Investor Columnist Richard Beddard is back on Games Workshop’s case after their latest financials. Come see what he has to say about the company in 2016.
Richard Beddard had a lot to say on Friday about GW’s latest financial report, and he made four BIG points about it in his latest weekly column.
His frustration starts as early as page one of their 2015 financials;
Source: Richard Beddard, Interactive Investor Aug 5th 2016
GW: 2016 vs 2015
Revenue: -1%
Operating Profit (pre exceptional items & royalties) -27%
Operating Profit +2%
Earnings per share: +10%
Sales Channel Reports:
Retail: -2%
Trade Sales: +0.001%
Mail-order (web store): -2%
Games Workshop opened 48 new stores and closed 13, lifting the total number by 10%, yet retail sales fell 1.3%
Beddard’s Four Points:
Poor explanations
The firm is committed to returning cash it doesn’t need for investment to shareholders
Ignoring threats
The core customers are modellers who may never play the game.
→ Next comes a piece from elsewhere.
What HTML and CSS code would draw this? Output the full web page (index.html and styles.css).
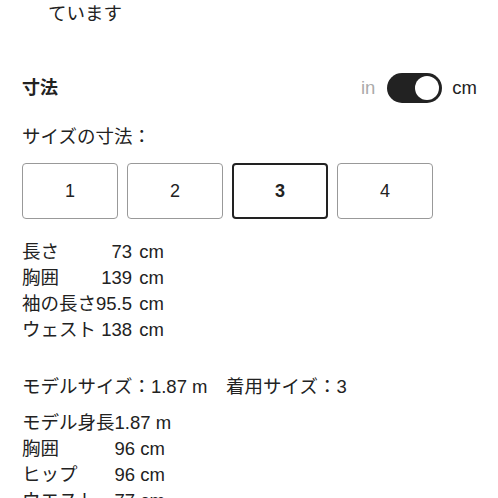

But I’m not confident about Games Workshop and the reason isn’t, specifically, one of the putative challenges put up by naysayers over the years: (It is the following?):
- the emergence of competing model and game designers,
- videogames,
- the availability of counterfeit models on the Internet,
- or the possibility that in future modellers might print their own miniatures using 3D printers.
Tom Kirby
(Tom Kirby) Is he worth it?
The report gives the impression of a company run ruthlessly from the top down.
Kirby may be worth it – the annual report doesn’t divulge what he does – but his defence of the board is symptomatic of Games Workshop’s communications with stakeholders.
Source of extreme frustration
This is the source of my extreme frustration: 2016 was a relatively bad year for the core business, yet Games Workshop is healthy. A share price of just under 490p values the enterprise at just over £200 million, or 13 times adjusted profit (including royalties).
So basically to sum up his whole article Beddard states:
Instinct, though, tells me not to trust the board, not because it’s knowingly dishonest, but because unknowingly it believes its own hyperbole and only really listens to compliant customers, shareholders, and employees.
If it’s on the wrong track, the board’s stubborn insularity is likely to keep it there.
Well after that, how do you as a hobbyist think this conclusion sounds based on what you know of events of the past year? Is Games Workshop moving forward, on the wrong track, or perhaps both?